Brief
Write out, exactly as given, every line from the one holding "Write a component" to the one holding "const big = 'text-[15px] items-center';", including both.

Data for processing
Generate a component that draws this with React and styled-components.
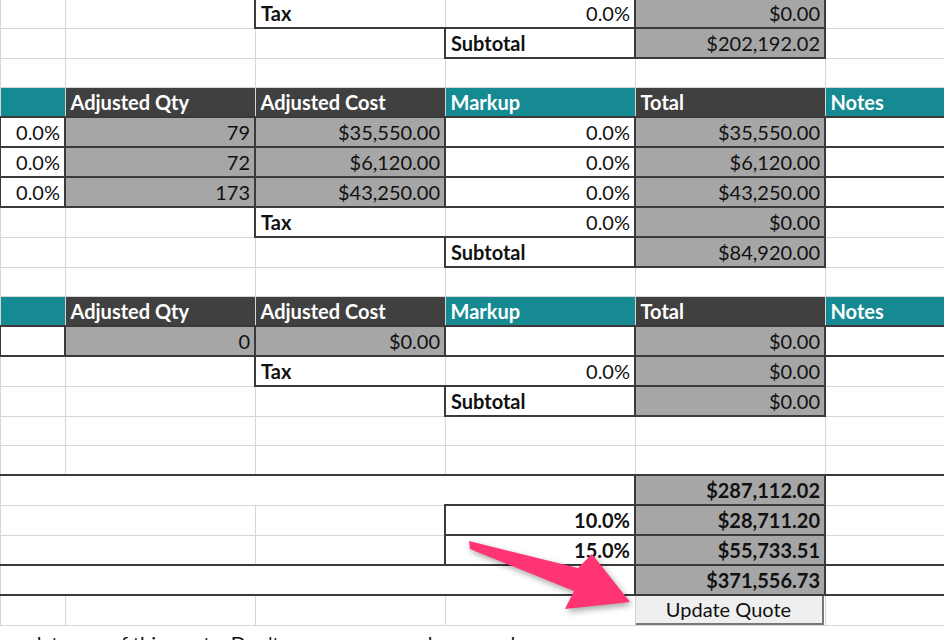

---

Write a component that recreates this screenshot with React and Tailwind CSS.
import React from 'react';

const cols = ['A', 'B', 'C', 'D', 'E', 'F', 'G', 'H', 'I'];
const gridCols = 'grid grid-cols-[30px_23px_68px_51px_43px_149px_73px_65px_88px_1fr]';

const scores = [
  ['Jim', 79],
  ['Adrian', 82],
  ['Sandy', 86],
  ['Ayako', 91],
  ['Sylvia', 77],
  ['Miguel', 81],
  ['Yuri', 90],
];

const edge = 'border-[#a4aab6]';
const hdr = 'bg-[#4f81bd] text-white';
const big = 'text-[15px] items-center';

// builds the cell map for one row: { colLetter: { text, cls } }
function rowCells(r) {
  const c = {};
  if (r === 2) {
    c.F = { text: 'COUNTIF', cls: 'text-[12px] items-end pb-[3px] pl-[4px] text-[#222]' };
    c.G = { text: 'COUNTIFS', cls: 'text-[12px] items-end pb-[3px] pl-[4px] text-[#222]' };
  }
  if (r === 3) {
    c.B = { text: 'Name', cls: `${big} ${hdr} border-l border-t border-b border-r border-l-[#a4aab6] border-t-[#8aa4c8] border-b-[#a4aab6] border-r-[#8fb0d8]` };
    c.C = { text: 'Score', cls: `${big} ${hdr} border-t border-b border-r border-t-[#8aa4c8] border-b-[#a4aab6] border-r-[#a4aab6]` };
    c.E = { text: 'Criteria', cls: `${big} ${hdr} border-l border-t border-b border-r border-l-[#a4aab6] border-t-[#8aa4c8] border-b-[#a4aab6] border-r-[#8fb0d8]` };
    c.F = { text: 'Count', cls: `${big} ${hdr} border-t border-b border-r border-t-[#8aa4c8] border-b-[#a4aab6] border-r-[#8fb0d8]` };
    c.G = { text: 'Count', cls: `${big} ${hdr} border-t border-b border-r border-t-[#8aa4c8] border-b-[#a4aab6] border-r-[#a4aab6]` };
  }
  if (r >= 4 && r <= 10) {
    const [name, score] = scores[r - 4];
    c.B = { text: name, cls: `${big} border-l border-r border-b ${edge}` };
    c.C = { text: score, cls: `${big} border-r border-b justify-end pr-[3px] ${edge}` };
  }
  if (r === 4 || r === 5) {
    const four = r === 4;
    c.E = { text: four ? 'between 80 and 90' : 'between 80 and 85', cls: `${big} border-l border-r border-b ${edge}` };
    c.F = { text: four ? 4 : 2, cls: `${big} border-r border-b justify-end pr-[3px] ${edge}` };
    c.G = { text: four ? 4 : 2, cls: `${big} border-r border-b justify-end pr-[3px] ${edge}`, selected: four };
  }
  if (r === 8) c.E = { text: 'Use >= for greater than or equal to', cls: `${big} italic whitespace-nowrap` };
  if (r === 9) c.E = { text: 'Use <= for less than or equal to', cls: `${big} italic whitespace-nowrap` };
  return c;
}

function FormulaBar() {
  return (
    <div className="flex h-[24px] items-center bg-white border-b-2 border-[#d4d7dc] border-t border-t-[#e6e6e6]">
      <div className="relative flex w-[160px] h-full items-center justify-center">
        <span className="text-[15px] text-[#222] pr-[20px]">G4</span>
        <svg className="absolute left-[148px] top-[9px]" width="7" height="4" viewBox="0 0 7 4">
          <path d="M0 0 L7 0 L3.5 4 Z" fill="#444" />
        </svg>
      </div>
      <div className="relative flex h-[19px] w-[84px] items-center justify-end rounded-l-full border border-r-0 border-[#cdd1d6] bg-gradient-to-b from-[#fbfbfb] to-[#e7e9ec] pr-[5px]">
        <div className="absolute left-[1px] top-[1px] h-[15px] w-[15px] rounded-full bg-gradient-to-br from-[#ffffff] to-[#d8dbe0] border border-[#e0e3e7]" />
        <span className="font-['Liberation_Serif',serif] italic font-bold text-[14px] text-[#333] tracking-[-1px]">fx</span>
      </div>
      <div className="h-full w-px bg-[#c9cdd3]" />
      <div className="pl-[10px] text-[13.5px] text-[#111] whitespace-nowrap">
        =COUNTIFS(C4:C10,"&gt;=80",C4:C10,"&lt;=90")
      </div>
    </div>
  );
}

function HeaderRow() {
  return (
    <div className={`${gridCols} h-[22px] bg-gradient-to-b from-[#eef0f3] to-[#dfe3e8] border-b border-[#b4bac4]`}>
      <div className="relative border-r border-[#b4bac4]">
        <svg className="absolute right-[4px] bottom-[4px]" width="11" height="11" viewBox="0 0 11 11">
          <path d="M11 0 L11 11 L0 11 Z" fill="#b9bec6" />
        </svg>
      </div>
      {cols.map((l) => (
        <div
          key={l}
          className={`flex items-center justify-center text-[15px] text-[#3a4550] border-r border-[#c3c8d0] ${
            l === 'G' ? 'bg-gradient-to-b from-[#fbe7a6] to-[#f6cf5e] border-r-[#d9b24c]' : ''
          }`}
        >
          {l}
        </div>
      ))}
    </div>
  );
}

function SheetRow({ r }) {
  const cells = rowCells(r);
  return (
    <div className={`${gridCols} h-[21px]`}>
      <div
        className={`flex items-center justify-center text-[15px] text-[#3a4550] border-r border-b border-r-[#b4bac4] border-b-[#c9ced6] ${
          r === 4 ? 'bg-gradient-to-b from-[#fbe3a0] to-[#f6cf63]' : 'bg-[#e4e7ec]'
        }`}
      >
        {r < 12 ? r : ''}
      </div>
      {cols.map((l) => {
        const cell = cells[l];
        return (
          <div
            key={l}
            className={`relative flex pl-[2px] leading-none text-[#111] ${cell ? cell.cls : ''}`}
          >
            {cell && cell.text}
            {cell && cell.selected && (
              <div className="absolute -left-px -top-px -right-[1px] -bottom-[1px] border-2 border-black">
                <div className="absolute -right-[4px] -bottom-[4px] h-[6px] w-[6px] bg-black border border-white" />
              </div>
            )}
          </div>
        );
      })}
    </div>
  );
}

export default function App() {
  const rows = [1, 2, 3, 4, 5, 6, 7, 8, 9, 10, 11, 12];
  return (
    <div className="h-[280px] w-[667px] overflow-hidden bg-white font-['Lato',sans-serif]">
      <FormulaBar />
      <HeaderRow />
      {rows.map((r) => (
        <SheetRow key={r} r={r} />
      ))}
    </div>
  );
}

Exercise answer
Write a component that recreates this screenshot with React and Tailwind CSS.
import React from 'react';

const cols = ['A', 'B', 'C', 'D', 'E', 'F', 'G', 'H', 'I'];
const gridCols = 'grid grid-cols-[30px_23px_68px_51px_43px_149px_73px_65px_88px_1fr]';

const scores = [
  ['Jim', 79],
  ['Adrian', 82],
  ['Sandy', 86],
  ['Ayako', 91],
  ['Sylvia', 77],
  ['Miguel', 81],
  ['Yuri', 90],
];

const edge = 'border-[#a4aab6]';
const hdr = 'bg-[#4f81bd] text-white';
const big = 'text-[15px] items-center';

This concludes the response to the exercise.